**SET EXERCISE:**
Pick out each line below containing "React".

>> BEGIN DATA SECTION

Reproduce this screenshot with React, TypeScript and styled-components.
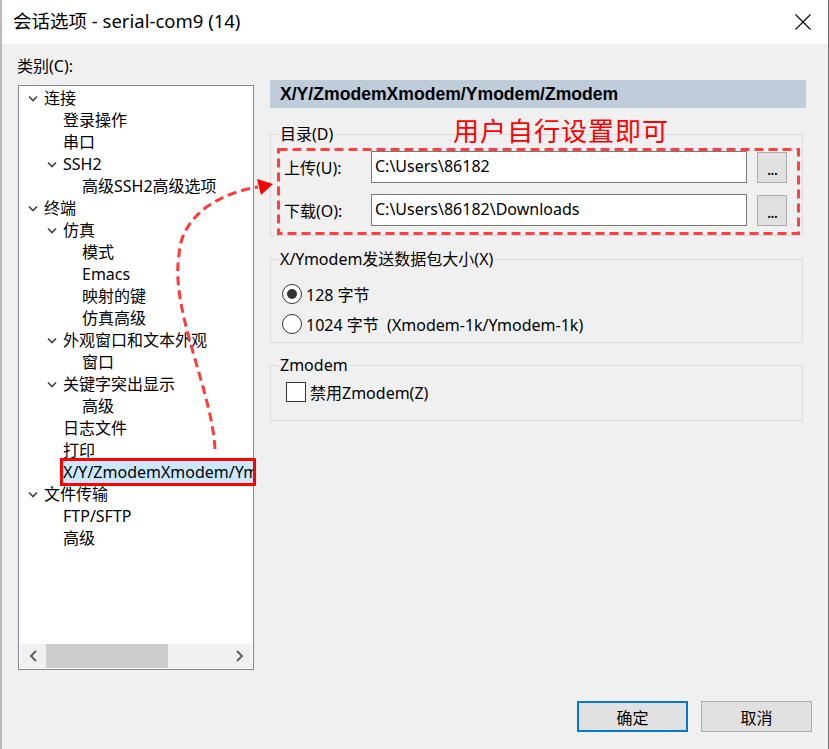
import React from 'react';
import styled, { createGlobalStyle } from 'styled-components';

const FONT = `"Noto Sans", "Noto Sans CJK SC", sans-serif`;

const GlobalStyle = createGlobalStyle`
  html, body { margin: 0; padding: 0; background: #f0f0f0; }
  body { font-family: ${FONT}; color: #000; }
  * { box-sizing: border-box; }
`;

const Window = styled.div`
  position: relative;
  width: 829px;
  height: 749px;
  border-left: 2px solid #b9b9b9;
  border-right: 1px solid #6f6f6f;
  background: #f0f0f0;
  display: flex;
  flex-direction: column;
  overflow: hidden;
`;

const TitleBar = styled.div`
  height: 44px;
  flex-shrink: 0;
  background: #fff;
  display: flex;
  align-items: center;
  justify-content: space-between;
  padding: 0 17px 0 11px;
`;

const Title = styled.div`
  font-size: 18.5px;
  line-height: 24px;
  margin-top: -2px;
`;

const Content = styled.div`
  flex: 1;
  display: flex;
  gap: 16px;
  padding: 11px 0 0 15px;
`;

const LeftCol = styled.div`
  width: 237px;
  display: flex;
  flex-direction: column;
`;

const FieldLabel = styled.div`
  font-size: 16px;
  line-height: 22px;
  height: 22px;
`;

const TreeBox = styled.div`
  width: 236px;
  height: 585px;
  margin: 8px 0 0 1px;
  border: 1px solid #828790;
  background: #fff;
  display: flex;
  flex-direction: column;
  overflow: hidden;
`;

const TreeList = styled.div`
  flex: 1;
  padding-top: 1px;
  overflow: hidden;
`;

const TreeRow = styled.div<{ $level: number }>`
  height: 22px;
  display: flex;
  align-items: center;
  white-space: nowrap;
  padding-left: ${(p) => 9 + p.$level * 19}px;
  font-size: 16px;
`;

const Toggle = styled.span`
  width: 16px;
  flex-shrink: 0;
  display: flex;
  align-items: center;
`;

const NodeLabel = styled.span<{ $selected?: boolean }>`
  line-height: 23px;
  padding: 0 2px;
  margin-left: -2px;
  background: ${(p) => (p.$selected ? '#cce8ff' : 'transparent')};
`;

const HScroll = styled.div`
  height: 24px;
  margin: 0 1px 1px;
  display: flex;
  background: #f0f0f0;
  flex-shrink: 0;
`;

const ScrollBtn = styled.div`
  width: 26px;
  display: flex;
  align-items: center;
  justify-content: center;
`;

const ScrollTrack = styled.div`
  flex: 1;
  display: flex;
`;

const ScrollThumb = styled.div`
  width: 122px;
  background: #cdcdcd;
`;

const RightCol = styled.div`
  width: 536px;
  margin-top: 25px;
  display: flex;
  flex-direction: column;
`;

const PageHeader = styled.div`
  height: 28px;
  background: #bfcddb;
  display: flex;
  align-items: center;
  padding-left: 10px;
  font-family: "Liberation Sans", "Noto Sans CJK SC", sans-serif;
  font-weight: bold;
  font-size: 17.6px;
  white-space: nowrap;
`;

const Group = styled.fieldset<{ $mt: number }>`
  margin: ${(p) => p.$mt}px 3px 0 0;
  padding: 0;
  border: 1px solid #dcdcdc;
  min-width: 0;
`;

const Legend = styled.legend`
  margin-left: 7px;
  padding: 0 2px;
  font-size: 16px;
  line-height: 20px;
`;

const GroupBody = styled.div<{ $pad: string }>`
  padding: ${(p) => p.$pad};
  display: flex;
  flex-direction: column;
`;

const PathRow = styled.div<{ $mt?: number }>`
  display: flex;
  align-items: center;
  height: 32px;
  margin-top: ${(p) => p.$mt ?? 0}px;
`;

const PathLabel = styled.span`
  width: 87px;
  font-size: 16px;
`;

const PathInput = styled.div`
  width: 376px;
  height: 32px;
  border: 1px solid #7a7a7a;
  background: #fff;
  font-size: 16px;
  line-height: 22px;
  padding: 3px 0 0 3px;
  white-space: nowrap;
`;

const BrowseButton = styled.div`
  width: 30px;
  height: 31px;
  margin-left: 10px;
  border: 1px solid #adadad;
  background: #e1e1e1;
  font-size: 16px;
  line-height: 32px;
  text-align: center;
  letter-spacing: -1px;
`;

const OptionRow = styled.div<{ $h: number }>`
  height: ${(p) => p.$h}px;
  display: flex;
  align-items: center;
  font-size: 16px;
  white-space: pre;
`;

const RadioCircle = styled.span<{ $checked?: boolean }>`
  width: 20px;
  height: 20px;
  border-radius: 50%;
  border: 1px solid #333;
  background: #fff;
  margin-right: 4px;
  display: flex;
  align-items: center;
  justify-content: center;
  &::after {
    content: '';
    width: 10px;
    height: 10px;
    border-radius: 50%;
    background: ${(p) => (p.$checked ? '#333' : 'transparent')};
  }
`;

const CheckBox = styled.span`
  width: 20px;
  height: 20px;
  border: 1px solid #333;
  background: #fff;
  margin-right: 4px;
`;

const Footer = styled.div`
  display: flex;
  justify-content: flex-end;
  gap: 13px;
  padding: 0 16px 17px 0;
`;

const DialogButton = styled.div<{ $default?: boolean }>`
  width: 111px;
  height: 31px;
  display: flex;
  align-items: center;
  justify-content: center;
  background: #e1e1e1;
  border: ${(p) => (p.$default ? '2px solid #0078d7' : '1px solid #adadad')};
  font-size: 16px;
`;

const AnnotationLayer = styled.svg`
  position: absolute;
  left: -2px;
  top: 0;
  pointer-events: none;
`;

const AnnotationText = styled.span`
  position: absolute;
  left: 451px;
  top: 114px;
  color: #ff0000;
  font-family: "Noto Sans CJK SC", sans-serif;
  font-size: 26px;
  line-height: 32px;
  letter-spacing: 1px;
  white-space: nowrap;
`;

type Node = { level: number; text: string; expanded?: boolean; selected?: boolean };

const nodes: Node[] = [
  { level: 0, text: '连接', expanded: true },
  { level: 1, text: '登录操作' },
  { level: 1, text: '串口' },
  { level: 1, text: 'SSH2', expanded: true },
  { level: 2, text: '高级SSH2高级选项' },
  { level: 0, text: '终端', expanded: true },
  { level: 1, text: '仿真', expanded: true },
  { level: 2, text: '模式' },
  { level: 2, text: 'Emacs' },
  { level: 2, text: '映射的键' },
  { level: 2, text: '仿真高级' },
  { level: 1, text: '外观窗口和文本外观', expanded: true },
  { level: 2, text: '窗口' },
  { level: 1, text: '关键字突出显示', expanded: true },
  { level: 2, text: '高级' },
  { level: 1, text: '日志文件' },
  { level: 1, text: '打印' },
  { level: 1, text: 'X/Y/ZmodemXmodem/Ymodem/Zmodem', selected: true },
  { level: 0, text: '文件传输', expanded: true },
  { level: 1, text: 'FTP/SFTP' },
  { level: 1, text: '高级' },
];

const Chevron = () => (
  <svg width="10" height="7" viewBox="0 0 10 7">
    <polyline points="1,1.5 5,5.5 9,1.5" fill="none" stroke="#404040" strokeWidth="1.6" />
  </svg>
);

const CloseIcon = () => (
  <svg width="16" height="16" viewBox="0 0 16 16">
    <line x1="0.5" y1="0.5" x2="15.5" y2="15.5" stroke="#000" strokeWidth="1.1" />
    <line x1="15.5" y1="0.5" x2="0.5" y2="15.5" stroke="#000" strokeWidth="1.1" />
  </svg>
);

const ScrollArrow = ({ dir }: { dir: 'left' | 'right' }) => (
  <svg width="9" height="12" viewBox="0 0 9 12">
    <polyline
      points={dir === 'left' ? '7,1 2,6 7,11' : '2,1 7,6 2,11'}
      fill="none"
      stroke="#606060"
      strokeWidth="2"
    />
  </svg>
);

export default function App() {
  return (
    <>
      <GlobalStyle />
      <Window>
        <TitleBar>
          <Title>会话选项 - serial-com9 (14)</Title>
          <CloseIcon />
        </TitleBar>
        <Content>
          <LeftCol>
            <FieldLabel>类别(C):</FieldLabel>
            <TreeBox>
              <TreeList>
                {nodes.map((n, i) => (
                  <TreeRow key={i} $level={n.level}>
                    <Toggle>{n.expanded ? <Chevron /> : null}</Toggle>
                    <NodeLabel $selected={n.selected}>{n.text}</NodeLabel>
                  </TreeRow>
                ))}
              </TreeList>
              <HScroll>
                <ScrollBtn>
                  <ScrollArrow dir="left" />
                </ScrollBtn>
                <ScrollTrack>
                  <ScrollThumb />
                </ScrollTrack>
                <ScrollBtn>
                  <ScrollArrow dir="right" />
                </ScrollBtn>
              </HScroll>
            </TreeBox>
          </LeftCol>
          <RightCol>
            <PageHeader>X/Y/ZmodemXmodem/Ymodem/Zmodem</PageHeader>
            <Group $mt={16}>
              <Legend>目录(D)</Legend>
              <GroupBody $pad="7px 0 9px 13px">
                <PathRow>
                  <PathLabel>上传(U):</PathLabel>
                  <PathInput>C:\Users\86182</PathInput>
                  <BrowseButton>...</BrowseButton>
                </PathRow>
                <PathRow $mt={11}>
                  <PathLabel>下载(O):</PathLabel>
                  <PathInput>C:\Users\86182\Downloads</PathInput>
                  <BrowseButton>...</BrowseButton>
                </PathRow>
              </GroupBody>
            </Group>
            <Group $mt={13}>
              <Legend>X/Ymodem发送数据包大小(X)</Legend>
              <GroupBody $pad="10px 0 3px 11px">
                <OptionRow $h={30}>
                  <RadioCircle $checked />
                  128 字节
                </OptionRow>
                <OptionRow $h={30}>
                  <RadioCircle />
                  {'1024 字节  (Xmodem-1k/Ymodem-1k)'}
                </OptionRow>
              </GroupBody>
            </Group>
            <Group $mt={12}>
              <Legend>Zmodem</Legend>
              <GroupBody $pad="6px 0 17px 15px">
                <OptionRow $h={22}>
                  <CheckBox />
                  禁用Zmodem(Z)
                </OptionRow>
              </GroupBody>
            </Group>
          </RightCol>
        </Content>
        <Footer>
          <DialogButton $default>确定</DialogButton>
          <DialogButton>取消</DialogButton>
        </Footer>

        <AnnotationText>用户自行设置即可</AnnotationText>
        <AnnotationLayer width="829" height="749" viewBox="0 0 829 749">
          <rect x="278.5" y="149.5" width="520" height="84" fill="none" stroke="#ff4040" strokeWidth="3" strokeDasharray="9 5" />
          <rect x="61.5" y="459.5" width="193" height="25" fill="none" stroke="#ff0000" strokeWidth="3" />
          <path
            d="M 215 449 C 212 390, 170 310, 179 255 C 181 215, 220 193, 258 187"
            fill="none"
            stroke="#ff3b3b"
            strokeWidth="3"
            strokeDasharray="9 5"
          />
          <polygon points="257,179 261,195 273,184" fill="#ff0000" />
        </AnnotationLayer>
      </Window>
    </>
  );
}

>> END DATA SECTION

**COMPLETED EXERCISE:**
Reproduce this screenshot with React, TypeScript and styled-components.
import React from 'react';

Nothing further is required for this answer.